Vascular plants (also known as tracheophytes or higher plants) are those plants that have lignified tissues for conducting water, minerals, and photosynthetic products through the plant. Vascular plants include the ferns, clubmosses, flowering plants, conifers and other gymnosperms. Scientific names for the group include Tracheophyta and Tracheobionta, but neither name is very widely used.
Water transport happens in either xylem or phloem: xylem carries water and inorganic solutes upward toward the leaves from the roots, while phloem carries organic solutes throughout the plant. Group of plants having lignified conducting tissue (xylem vessels or tracheids).

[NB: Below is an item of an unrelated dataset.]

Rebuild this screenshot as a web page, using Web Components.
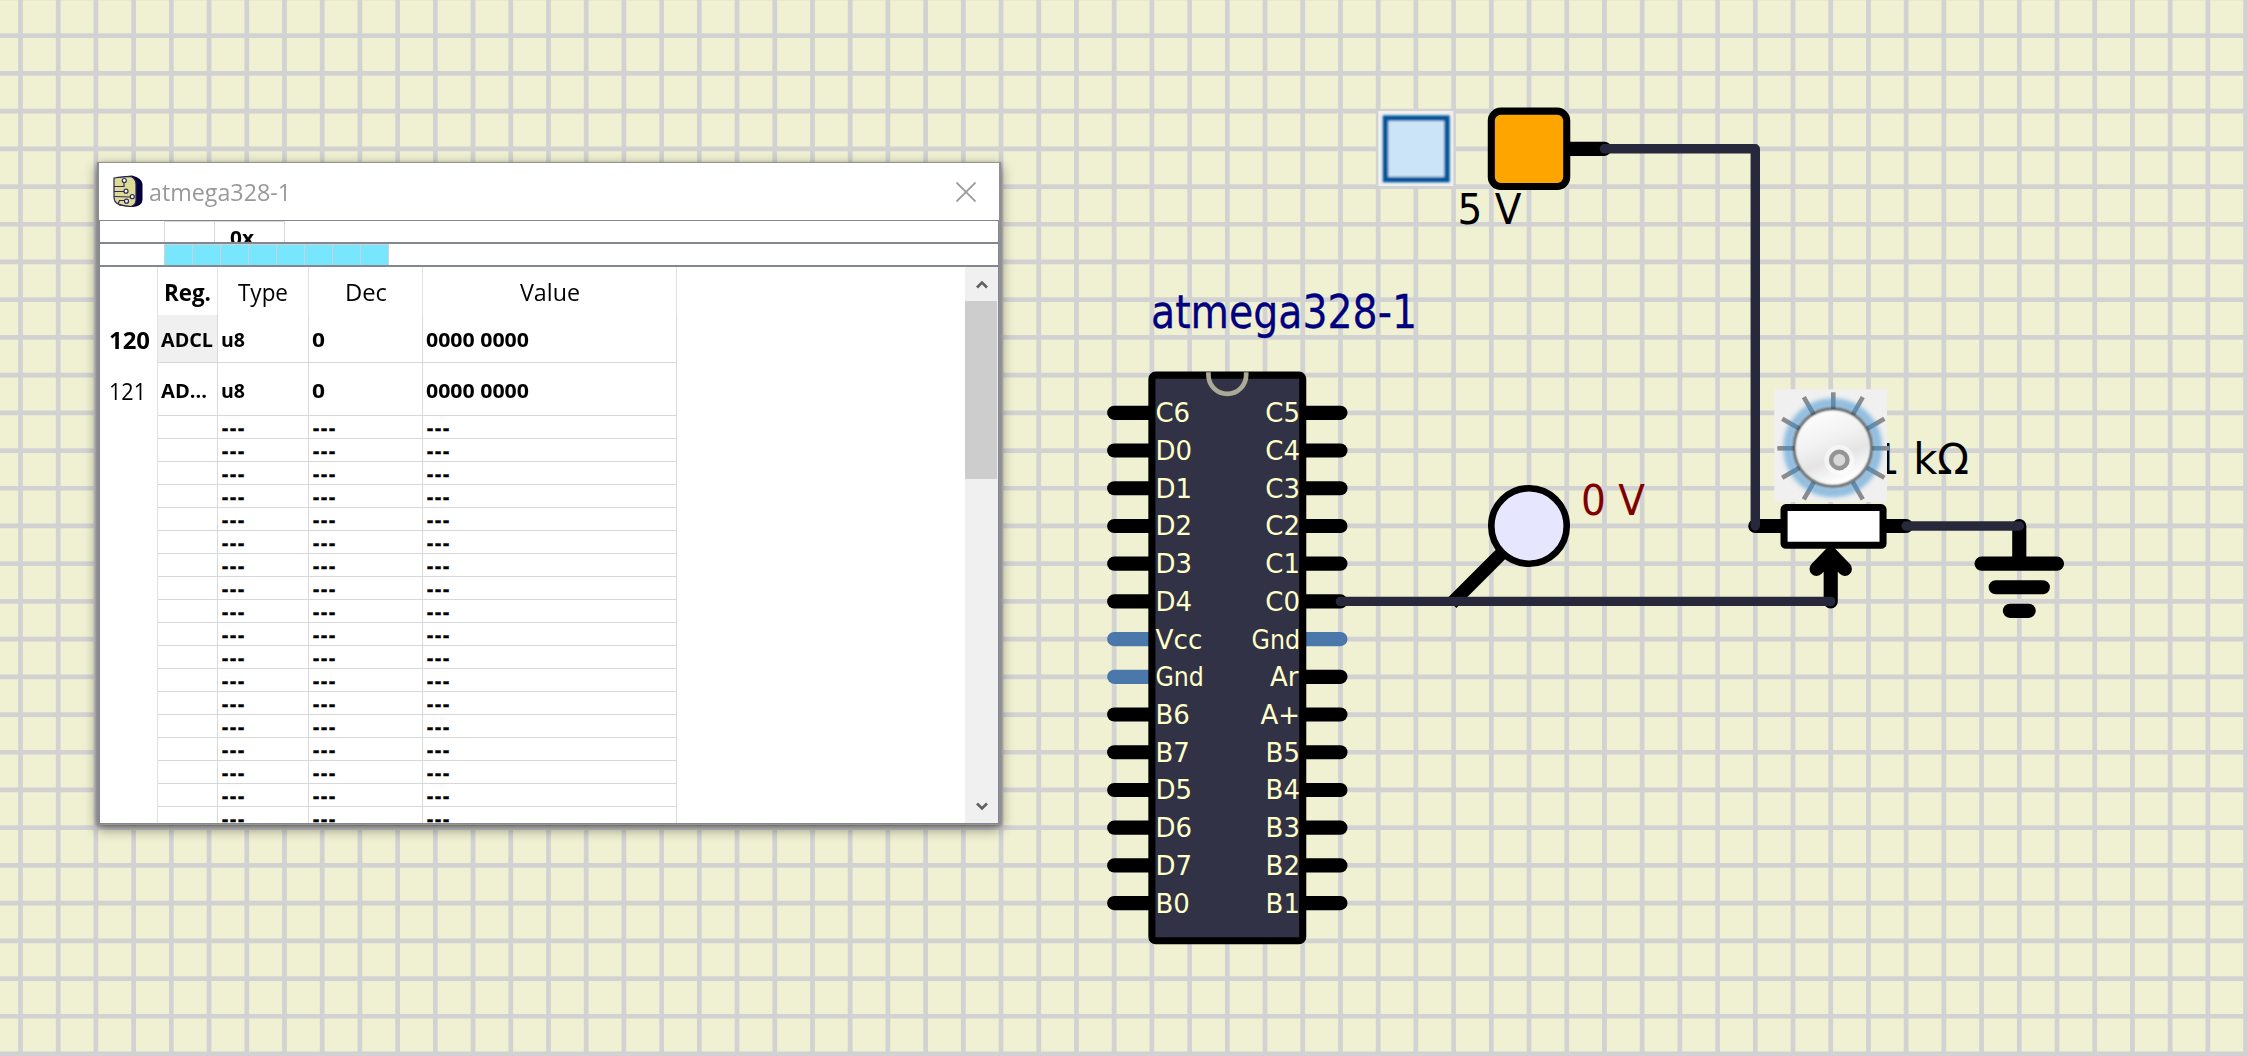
<!DOCTYPE html>
<html lang="en">
<head>
<meta charset="utf-8">
<title>atmega328-1</title>
<style>
html,body{margin:0;height:100%;overflow:hidden;background:#f0f0d2}
</style>
</head>
<body>
<circuit-desktop>
  <circuit-canvas></circuit-canvas>
  <mcu-window slot="window" caption="atmega328-1"></mcu-window>
</circuit-desktop>
<script>
/* Text squeezed or stretched to a given advance width */
class FitText extends HTMLElement {
  connectedCallback() {
    const root = this.attachShadow({mode: 'open'});
    root.innerHTML = `<style>:host{display:block;white-space:pre;width:${this.getAttribute('w')}px;position:relative;top:${this.getAttribute('dy') || 0}px}
      span{display:inline-block;transform-origin:0 50%}</style><span><slot></slot></span>`;
    const s = root.querySelector('span');
    const n = s.getBoundingClientRect().width;
    if (n) s.style.transform = `scaleX(${this.getAttribute('w') / n})`;
  }
}

class CircuitDesktop extends HTMLElement {
  constructor() {
    super();
    this.attachShadow({mode: 'open'}).innerHTML = `<style>
      :host{display:block;position:relative;width:2248px;height:1056px;overflow:hidden}
      .win{position:absolute;left:97px;top:162px}
      </style><slot></slot><div class="win"><slot name="window"></slot></div>`;
  }
}

/* Schematic: one grid cell is 8 units, 37.713px */
class CircuitCanvas extends HTMLElement {
  constructor() {
    super();
    const P = 37.713, X0 = 20.5, Y0 = 35.7;
    let grid = '';
    for (let i = 0; i < 60; i++) grid += `M${X0 + i * P} 0V1056`;
    for (let j = -1; j < 28; j++) grid += `M0 ${Y0 + j * P}H2248`;
    const left = ['C6','D0','D1','D2','D3','D4','Vcc','Gnd','B6','B7','D5','D6','D7','B0'];
    const right = ['C5','C4','C3','C2','C1','C0','Gnd','Ar','A+','B5','B4','B3','B2','B1'];
    const fit = n => n == 'Gnd' ? 'textLength="48.5" lengthAdjust="spacingAndGlyphs"' : n == 'Vcc' ? 'textLength="47" lengthAdjust="spacingAndGlyphs"' : '';
    let pins = '', names = '';
    left.forEach((n, i) => {
      const y = 80 + i * 8;
      pins += `<path d="M232 ${y}H240" ${i == 6 || i == 7 ? 'stroke="#4b78aa"' : ''}/>`;
      names += `<text x="1155.4" y="${422.3 + i * P}" ${fit(n)}>${n}</text>`;
    });
    right.forEach((n, i) => {
      const y = 80 + i * 8;
      pins += `<path d="M272 ${y}H280" ${i == 6 ? 'stroke="#4b78aa"' : ''}/>`;
      names += `<text x="${n == 'Ar' ? 1298.5 : 1300}" y="${422.3 + i * P}" text-anchor="end" ${fit(n)}>${n}</text>`;
    });
    let ticks = '';
    for (let a = -150; a <= 150; a += 30) ticks += `<path d="M0 -39V${a % 90 ? -59 : -56}" transform="rotate(${a})"/>`;
    this.attachShadow({mode: 'open'}).innerHTML = `<style>
      :host{display:block}
      svg{display:block}
      .pins{font:26px "DejaVu Sans",sans-serif;fill:#ffffc8}
      .lbl{font-family:"DejaVu Sans",sans-serif}
      </style>
      <svg width="2248" height="1056" viewBox="0 0 2248 1056">
      <defs>
        <filter id="b1" x="-20%" y="-20%" width="140%" height="140%"><feGaussianBlur stdDeviation="1.1"/></filter>
        <filter id="b2" x="-20%" y="-20%" width="140%" height="140%"><feGaussianBlur stdDeviation="2.2"/></filter>
        <linearGradient id="k" x1="0.1" y1="0" x2="0.5" y2="1"><stop offset="0" stop-color="#fff"/><stop offset=".45" stop-color="#f2f2f2"/><stop offset=".7" stop-color="#e4e4e4"/><stop offset="1" stop-color="#fff"/></linearGradient>
      </defs>
      <rect width="2248" height="1056" fill="#f0f0d2"/>
      <path d="${grid}" stroke="#d2d2d2" stroke-width="4.71" fill="none"/>
      <g transform="translate(${X0} ${Y0}) scale(4.7141)" fill="none" stroke="#000" stroke-width="3" stroke-linecap="round">
        ${pins}
        <rect x="240" y="72" width="32" height="120" rx=".8" fill="#323246" stroke-width="1.5"/>
        <path d="M252 71.4V72A4 4 0 0 0 260 72V71.4" stroke="#aaaa96" stroke-width="1" stroke-linecap="butt"/>
        <path d="M328 24H336"/>
        <rect x="312" y="16" width="16" height="16" rx="2" fill="#ffa500" stroke-width="1.5"/>
        <path d="M368 104H374M395 104H400"/>
        <path d="M384 120V110M381 113.1L384 110L387 113.1"/>
        <rect x="374.1" y="100.1" width="21" height="8" rx=".4" fill="#fff" stroke-width="1.5"/>
        <path d="M424 104V112M416 112H432M419 117H429M422 122H426"/>
        <path d="M303.600 120.400L315 109" stroke-width="2.8" stroke-linecap="butt"/>
        <circle cx="320" cy="104" r="8" fill="#e6e6ff" stroke-width="1.4"/>
        <path d="M336 24H368V104M400 104H424M280 120H384" stroke="#28283c" stroke-width="2" stroke-linejoin="round"/>
      </g>
      <g class="pins">${names}</g>
      <text class="lbl" x="1151" y="327.500" font-size="46" fill="#000080" stroke="#000080" stroke-width=".3" textLength="266" lengthAdjust="spacingAndGlyphs">atmega328-1</text>
      <text class="lbl" x="1457.500" y="224" font-size="42" textLength="64" lengthAdjust="spacingAndGlyphs">5 V</text>
      <text class="lbl" x="1581" y="514.500" font-size="42" fill="#800000" textLength="64" lengthAdjust="spacingAndGlyphs">0 V</text>
      <text class="lbl" x="1873.500" y="473.700" font-size="42" textLength="95.500" lengthAdjust="spacingAndGlyphs">1 kΩ</text>
      <rect x="1378.300" y="111" width="75" height="75" fill="#f0f0f0"/>
      <rect x="1385.500" y="118.100" width="61.500" height="61.500" fill="#cce4f7" stroke="#00549a" stroke-width="5.400" filter="url(#b1)"/>
      <rect x="1391" y="124" width="50.500" height="50.500" fill="#cce4f7"/>
      <rect x="1774.300" y="389.300" width="112.700" height="112.700" fill="#f0f0f0"/>
      <g transform="translate(1833.3 448.3)" fill="none">
        <g stroke="#8c8c8c" stroke-width="4.600">${ticks}</g>
        <circle cx="-.5" cy="-.5" r="44.500" stroke="#2f8bd0" stroke-opacity=".5" stroke-width="10" filter="url(#b2)"/>
        <circle cx="-.5" cy="-.8" r="38.500" stroke="#333" stroke-width="3.4" stroke-opacity=".7" filter="url(#b1)"/>
        <circle cx="-.5" cy="-.8" r="37" fill="url(#k)" filter="url(#b1)"/>
        <circle cx="6" cy="11.700" r="12.500" stroke="#fff" stroke-opacity=".5" stroke-width="5"/>
        <circle cx="6" cy="11.700" r="8.200" fill="#d8d8d8" stroke="#949494" stroke-width="4.400"/>
      </g>
      </svg>`;
  }
}

class AppIcon extends HTMLElement {
  constructor() {
    super();
    this.attachShadow({mode: 'open'}).innerHTML = `<style>:host{display:block;width:30px;height:33px}svg{display:block}</style>
      <svg width="30" height="33" viewBox="0 0 30 33">
      <path d="M3 2L19 .5Q29 3 29.5 9V25Q29 31 20 32L6 30.5Z" fill="#05003c"/>
      <path d="M1 3Q10 2 18 1.500Q23 4 23 9V25Q23 30 18 31.500Q10 31 5 29Q1 27 1 22Z" fill="#dcdc96" stroke="#281e50" stroke-width="1.2"/>
      <g fill="none" stroke="#32285a" stroke-width="1.2"><path d="M1 11.500H11V7M1 16.500H11M1 21.500L17 22M5 29L6.500 25.500H12"/>
      <g fill="#fff"><circle cx="11.300" cy="5.500" r="2"/><circle cx="13" cy="16.200" r="2"/><circle cx="19.300" cy="21.700" r="2"/><circle cx="13.500" cy="26.200" r="2"/></g></g></svg>`;
  }
}

class RamTable extends HTMLElement {
  constructor() {
    super();
    let rows = '';
    for (let i = 0; i < 18; i++)
      rows += `<div class="r s"><i></i><b></b><b>---</b><b>---</b><b>---</b></div>`;
    const t = (v, w, dy) => `<fit-text w="${w}" dy="${dy || 0}">${v}</fit-text>`;
    this.attachShadow({mode: 'open'}).innerHTML = `<style>
      :host{display:block;width:577px;height:556px;overflow:hidden;font:19px "Open Sans",sans-serif;color:#000}
      .r{display:grid;grid-template-columns:58px 60px 91px 114px 254px;height:53px}
      .r>*{box-sizing:border-box;border-right:1px solid #d8d8d8;border-bottom:1px solid #d8d8d8;display:flex;align-items:center;padding-left:3px;font-style:normal;font-weight:700;white-space:pre;min-width:0}
      .r>i{border-bottom:0;padding-left:9px;font-size:23px;font-weight:400;border-color:#e2e2e2}
      .h{height:48px}.h>*{border-bottom:0;font-size:23px;font-weight:400;justify-content:center;padding:0;border-color:#e2e2e2}
      .h .on{font-weight:700}
      .a{height:48px}.r>.sel{background:#f0f0f0}
      .r>.n{font-weight:700}
      .s{height:23px}.s>b{line-height:18px;letter-spacing:1.9px;padding:2px 0 0 4px;-webkit-text-stroke:.5px #000}
      </style>
      <div class="r h"><i></i><b class="on">${t('Reg.', 47, 1)}</b><b>${t('Type', 50, 1)}</b><b>${t('Dec', 42, 1)}</b><b>${t('Value', 60, 1)}</b></div>
      <div class="r a"><i class="n">${t('120', 41, 1)}</i><b class="sel">${t('ADCL', 52, 1)}</b><b>${t('u8', 24, 1)}</b><b>${t('0', 13, 1)}</b><b>${t('0000 0000', 103, 1)}</b></div>
      <div class="r"><i>${t('121', 37, 1)}</i><b>${t('AD...', 46, 2)}</b><b>${t('u8', 24, 2)}</b><b>${t('0', 13, 2)}</b><b>${t('0000 0000', 103, 2)}</b></div>
      ${rows}`;
  }
}

class ScrollBar extends HTMLElement {
  constructor() {
    super();
    const chev = d => `<svg width="12" height="9" viewBox="0 0 12 9"><path d="${d}" fill="none" stroke="#606060" stroke-width="2.600"/></svg>`;
    this.attachShadow({mode: 'open'}).innerHTML = `<style>
      :host{display:flex;flex-direction:column;width:33px;background:#f0f0f0}
      div{height:34px;display:flex;align-items:center;justify-content:center;box-sizing:border-box}
      .t{height:178px;width:32px;background:#cdcdcd}.g{flex:1}svg{display:block}
      </style><div>${chev('M1 7.500L6 2.500L11 7.500')}</div><div class="t"></div><div class="g"></div><div>${chev('M1 1.500L6 6.500L11 1.500')}</div>`;
  }
}

class McuWindow extends HTMLElement {
  connectedCallback() {
    this.attachShadow({mode: 'open'}).innerHTML = `<style>
      :host{display:flex;flex-direction:column;box-sizing:border-box;width:904px;height:663px;border:1px solid #96968a;border-left:2px solid #8c8c8c;border-right:2px solid #909094;background:#fff;box-shadow:0 4px 12px rgba(0,0,0,.45),0 1px 3px rgba(0,0,0,.3);font:19px "Open Sans",sans-serif}
      header{display:flex;align-items:center;height:57px;padding:0 23px 0 14px;color:#999;font-size:24px}
      header fit-text{margin-left:6px}
      .x{margin-left:auto}
      .strip,.strip2,.body{border:1px solid #828790;display:flex;box-sizing:border-box}
      .strip{height:23px;padding-left:64px;overflow:hidden}
      .strip div{box-sizing:border-box;border:1px solid #d8d8d8;border-right:0;height:40px}
      .strip .c1{width:50px}.strip .c2{width:71px;border-right:1px solid #d8d8d8;padding:3px 0 0 15px;font-weight:700}
      .strip2{height:23px;padding-left:64px}
      .strip2 div{width:28px;box-sizing:border-box;border-right:1px solid #d2d2d2;border-top:1px solid #d2d2d2;background:#78e6ff}
      .strip2 div:first-child{border-left:1px solid #d2d2d2;width:29px}
      .body{height:558px;justify-content:space-between}
      </style>
      <header><app-icon></app-icon><fit-text w="142">${this.getAttribute('caption')}</fit-text>
      <svg class="x" width="20" height="20"><path d="M.5 .5L19.500 19.500M19.500 .5L.5 19.500" stroke="#999" stroke-width="1.800"/></svg></header>
      <section class="strip"><div class="c1"></div><div class="c2"><fit-text w="24">0x</fit-text></div></section>
      <section class="strip2">${'<div></div>'.repeat(8)}</section>
      <section class="body"><ram-table></ram-table><scroll-bar></scroll-bar></section>`;
  }
}
customElements.define('fit-text', FitText);
customElements.define('app-icon', AppIcon);
customElements.define('ram-table', RamTable);
customElements.define('scroll-bar', ScrollBar);
customElements.define('mcu-window', McuWindow);
customElements.define('circuit-canvas', CircuitCanvas);
customElements.define('circuit-desktop', CircuitDesktop);
</script>
</body>
</html>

Nutrients and water from the soil and the organic compound produces in leaves are distributed to specific areas in the plant through the xylem and phloem. The xylem draws water and nutrients up from the roots to the upper sections of the plant's body, and the phloem conducts other materials, such as the glucose produced during photosynthesis, which gives the plant energy to keep growing and seeding.
The xylem consists of tracheids, which are dead hard-walled cells arranged to form tiny tubes to function in water transport. A tracheid cell wall usually contains the polymer lignin. The phloem however consists of living cells called sieve-tube members. Between the sieve-tube members are sieve plates, which have pores to allow molecules to pass through. Sieve-tube members lack such organs as nuclei or ribosomes, but cells next to them, the companion cells, function to keep the sieve-tube members alive.
Movement of nutrients, water, sugars and waste is effected by transpiration, conduction and absorption.
Water is transpired from the plants leaves via stomata, carried there via leaf veins and vascular bundles within the plants cambium layer. The movement of water out of the leaf stomata creates, when the leaves are considered collectively, a transpiration pull. The pull is created through water surface tension within the plant cells. The draw of water upwards is assisted by the movement of water into the roots via osmosis. This process also assists the plant in absorbing nutrients from the soil as soluble salts, a process known as absorption.